Когда я рассказал об этом Гейдару Алиевичу (он тогда был уже первый зампред Совета Министров СССР), он меня пожурил:
— Почему ты раньше не позвонил мне в Москву?
— Мне хотелось, чтобы все было как положено. Сказали заполнить документы — заполнил, сказали спеть — спел. На программу «Мои любимые мелодии» были хорошие рецензии. Иннокентий Михайлович Смоктуновский написал яркую статью… Никто не сомневался. Почему я должен был вас беспокоить? Зачем давать лишний повод для злых языков: дескать, опять его поддерживает «папа».
Если честно, я даже не обиделся на жюри, на комитет по премиям. Обижаться было не на кого: обижаться на них — бесполезно, обижаться на себя — глупо. Сначала я просто по-человечески разозлился, а через неделю и это схлынуло — забыл, как и не было. Потом были уже 80-е годы, перестроечный излом, и все эти звания, регалии, премиальная суета оказались далеко не главным в жизни.

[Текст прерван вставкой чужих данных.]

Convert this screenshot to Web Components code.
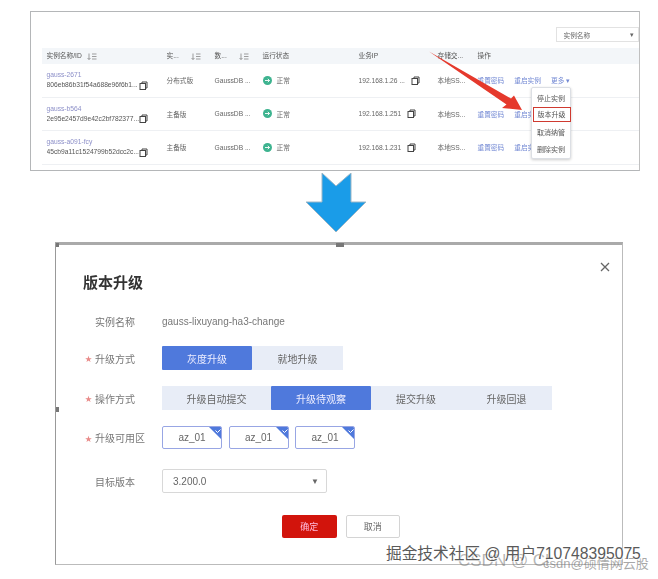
<!DOCTYPE html>
<html lang="zh"><head><meta charset="utf-8"><style>
html,body{margin:0;padding:0;background:#fff}
body{width:658px;height:579px;overflow:hidden;position:relative;font-family:"Liberation Sans","Noto Sans CJK SC",sans-serif;color:#555}
</style></head><body>
<instance-panel></instance-panel>
<flow-arrow></flow-arrow>
<upgrade-dialog></upgrade-dialog>
<water-mark></water-mark>
<script>
const FONT='"Liberation Sans","Noto Sans CJK SC",sans-serif';
const COPY='<svg width="9" height="9" viewBox="0 0 9 9" fill="none" stroke="#444" stroke-width="1"><rect x="1" y="2.500" width="5.500" height="6"/><path d="M3 2.500V1h5v6H6.500"/></svg>';
const SORT='<svg width="10" height="7" viewBox="0 0 10 7" fill="none" stroke="#777" stroke-width=".7"><path d="M2 .5v6M.5 5L2 6.500 3.500 5M5 1h4.500M5 3.500h4.500M5 6h4.500"/></svg>';
function def(name,css,html){customElements.define(name,class extends HTMLElement{constructor(){super();const r=this.attachShadow({mode:'open'});r.innerHTML='<style>'+css+'</style>'+(typeof html==='function'?html(this):html);}});}

def('copy-icon',':host{display:inline-flex;flex:none}',COPY);

def('instance-row',`
:host{display:grid;grid-template-columns:120px 48px 48px 96px 79px 40px 1fr;height:33.500px;align-items:center;border-bottom:1px solid #eef0f3;box-sizing:border-box;font-size:6.700px;color:#666;padding-left:5px}
.id{display:flex;flex-direction:column;gap:2px;line-height:8px}
.n{color:#8c8fc8;height:8px}.h{color:#555;display:flex;align-items:center;height:8px}
.h span{width:92px;overflow:hidden;white-space:nowrap}
.st{display:flex;align-items:center;gap:5px}
svg{display:block}
.ip{display:flex;align-items:center;gap:var(--ipgap,6px)}
.ops{display:flex;gap:10px;color:#7389d4;white-space:nowrap}
`,el=>`<div class="id"><div class="n">${el.getAttribute('name')}</div><div class="h"><span>${el.getAttribute('hash')}</span><copy-icon></copy-icon></div></div>
<div>${el.getAttribute('type')}</div><div>GaussDB ...</div>
<div class="st"><svg width="9" height="9" viewBox="0 0 9 9"><circle cx="4.500" cy="4.500" r="4.500" fill="#3db38f"/><path d="M2 4.500h4.500M4.800 2.800l1.700 1.700-1.700 1.700" stroke="#fff" stroke-width=".9" fill="none"/></svg>正常</div>
<div class="ip"><span>${el.getAttribute('ip')}</span><copy-icon></copy-icon></div>
<div>本地SS...</div><div class="ops"><span>重置密码</span><span>重启实例</span>${el.hasAttribute('more')?'<span>更多 ▾</span>':''}</div>`);

def('instance-panel',`
:host{display:block;box-sizing:border-box;width:610px;height:160px;margin:11px 0 0 30px;border:1.500px solid #b4b6b8;border-right-color:#c0c0c0;position:relative;background:#fff;font-size:6.700px}
.wrap{filter:blur(.45px);padding:15px 0 0 10.500px}
.bar{display:flex;justify-content:flex-end;height:21px}
.sel{width:83px;height:15px;box-sizing:border-box;border:1px solid #e2e2e2;display:flex;align-items:center;justify-content:space-between;padding:0 4px 0 6.500px;color:#666;font-size:6.700px}
.head{display:grid;grid-template-columns:120px 48px 48px 96px 79px 40px 1fr;background:#f3f6f9;height:16px;line-height:14px;align-items:center;padding-left:5px;color:#555}
.head span{display:flex;align-items:center;white-space:nowrap}
.s{margin-left:5px;display:flex}
.s2{margin-left:12px;display:flex}
.arrow{position:absolute;left:0;top:0;overflow:visible}
.menu{position:absolute;left:500px;top:75px;width:40px;height:72px;background:#fff;border:1px solid #dcdfe4;box-shadow:0 1px 3px rgba(0,0,0,.2);box-sizing:border-box;border-radius:2px;display:flex;flex-direction:column;padding-top:2px;font-size:7px;color:#555;align-items:center;filter:blur(.35px)}
.menu div{height:17px;line-height:17px;width:100%;text-align:center;box-sizing:border-box}
.menu .on{border:1px solid #cf3a30;height:15px;line-height:13px;margin:0 0 2px 1px;}
`,`<div class="wrap"><div class="bar"><div class="sel"><span>实例名称</span><span>▾</span></div></div>
<div class="head"><span>实例名称/ID<b class="s">${SORT}</b></span><span>实...<b class="s2">${SORT}</b></span><span>数...<b class="s2">${SORT}</b></span><span>运行状态</span><span>业务IP</span><span>存储交...</span><span>操作</span></div>
<instance-row more name="gauss-2671" hash="806eb86b31f54a688e96f6b1..." type="分布式版" ip="192.168.1.26 ..."></instance-row>
<instance-row name="gauss-b564" hash="2e95e2457d9e42c2bf782377..." type="主备版" ip="192.168.1.251"></instance-row>
<instance-row name="gauss-a091-fcy" hash="45cb9a11c1524799b52dcc2c..." type="主备版" ip="192.168.1.231"></instance-row></div>
<div class="menu"><div>停止实例</div><div class="on">版本升级</div><div>取消纳管</div><div>删除实例</div></div>
<svg class="arrow" width="610" height="160"><polygon points="398,39.500 480,86.500 483,83.500 491,98 471,96 475.500,92.500" fill="#e5392c"/></svg>`);

def('flow-arrow',`
:host{display:block;width:60px;height:60px;margin:2px 0 0 305.500px}
svg{display:block}
`,`<svg width="60" height="60" viewBox="0 0 60 60"><polygon points="16,0 30,13 45,0 45,29 60,29 30,59 0,29 16,29" fill="#1a9ce8" stroke="#9cb6c6" stroke-width="1"/></svg>`);

def('form-row',`
:host{display:flex;align-items:center;font-size:10px;color:#777}
.l{width:79px;padding-left:12px;box-sizing:border-box;position:relative;flex:none;white-space:nowrap}
.req::before{content:"★";color:#e98a88;position:absolute;left:2px;top:50%;transform:translateY(-50%);font-size:7px}
`,el=>`<div class="l ${el.hasAttribute('req')?'req':''}">${el.getAttribute('label')}</div><slot></slot>`);

def('seg-group',`
:host{display:flex;height:24px;font-size:10px;color:#666}
::slotted(*){display:flex;align-items:center;justify-content:center;background:#e8edf7}
::slotted(.on){background:#4f79dc;color:#eef;border-radius:1px}
`,'<slot></slot>');

def('az-chip',`
:host{display:flex;align-items:center;justify-content:center;width:60px;height:23px;box-sizing:border-box;border:1px solid #98a6e4;border-radius:2px;position:relative;font-size:10px;color:#666;overflow:hidden}
svg{position:absolute;right:-1px;top:-1px}
`,`az_01<svg width="14" height="14" viewBox="0 0 14 14"><polygon points="0,0 14,0 14,14" fill="#4f79dc"/><path d="M7.500 4.500l2 2 3-3" stroke="#fff" fill="none" stroke-width="1"/></svg>`);

def('upgrade-dialog',`
:host{display:block;box-sizing:border-box;width:568px;height:323px;margin:9px 0 0 55px;border:1.500px solid #bbb;border-top:3px solid #aaa;border-left-color:#999;position:relative;background:#fff}
.in{filter:blur(.4px);padding:27px 0 0 27px;display:flex;flex-direction:column}
h1{margin:0;font-size:15px;line-height:22px;font-weight:700;color:#333}
.v{color:#777}
.name{margin-top:18px;height:18px}
.m{margin-top:16px}
.chips{display:flex;gap:6.500px}
.sel{width:165px;height:24px;box-sizing:border-box;border:1px solid #d8d8d8;border-radius:2px;display:flex;align-items:center;justify-content:space-between;padding:0 7px 0 10px;color:#666;font-size:10px}
.acts{display:flex;gap:9px;margin:22px 0 0 199px}
.b{width:54.500px;height:23px;display:flex;align-items:center;justify-content:center;font-size:9px;box-sizing:border-box;border-radius:2px}
.p{background:#d2140c;color:#fbd}.c{border:1px solid #d4d4d4;color:#666}
.x{position:absolute;left:544px;top:17px}
.hd{position:absolute;background:#777}
`,`<div class="in"><h1>版本升级</h1>
<form-row class="name" label="实例名称"><span class="v">gauss-lixuyang-ha3-change</span></form-row>
<form-row class="m" req label="升级方式"><seg-group><span class="on" style="width:90px">灰度升级</span><span style="width:91px">就地升级</span></seg-group></form-row>
<form-row style="margin-top:16px" req label="操作方式"><seg-group><span style="width:109px">升级自动提交</span><span class="on" style="width:100px">升级待观察</span><span style="width:90px">提交升级</span><span style="width:91px">升级回退</span></seg-group></form-row>
<form-row style="margin-top:16px" req label="升级可用区"><div class="chips"><az-chip></az-chip><az-chip></az-chip><az-chip></az-chip></div></form-row>
<form-row style="margin-top:20px" label="目标版本"><div class="sel"><span>3.200.0</span><span style="font-size:8px">▼</span></div></form-row>
<div class="acts"><div class="b p">确定</div><div class="b c">取消</div></div></div>
<svg class="x" width="10" height="10" viewBox="0 0 10 10"><path d="M1 1l8 8M9 1l-8 8" stroke="#666" stroke-width="1.300"/></svg>
<i class="hd" style="left:0;top:-2px;width:3px;height:4px"></i><i class="hd" style="left:280px;top:-2px;width:8px;height:4px"></i><i class="hd" style="left:0;top:162px;width:3px;height:5px"></i>`);

def('water-mark',`
:host{position:absolute;left:0;top:0;width:658px;height:579px;pointer-events:none;font-family:${FONT}}
.a,.b,.c{position:absolute;white-space:nowrap}
.a{left:386px;top:544px;font-size:15.700px;line-height:19px;color:#5a5a5a;text-shadow:0 0 1px #fff,1px 1px 0 rgba(255,255,255,.8)}
.b{left:458px;top:551px;font-size:17px;line-height:20px;color:rgba(120,120,120,.55)}
.c{left:543px;top:557px;font-size:13px;line-height:14px;color:rgba(110,110,110,.6)}
`,`<div class="b">CSDN @ Cl</div><div class="c">csdn@硕情网云股</div><div class="a">掘金技术社区 @ 用户710748395075</div>`);
</script></body></html>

А потом распался Советский Союз. Бывшие союзные республики вступили в трудный период обретения независимости, сопровождавшийся не просто драматическими, но и трагическими событиями. Я не политик и потому не вправе заниматься описанием тех сложных процессов, которые происходили в те годы и у нас в Азербайджане. Я просто делюсь воспоминаниями о великом гражданине моей родины, Человеке с большой буквы.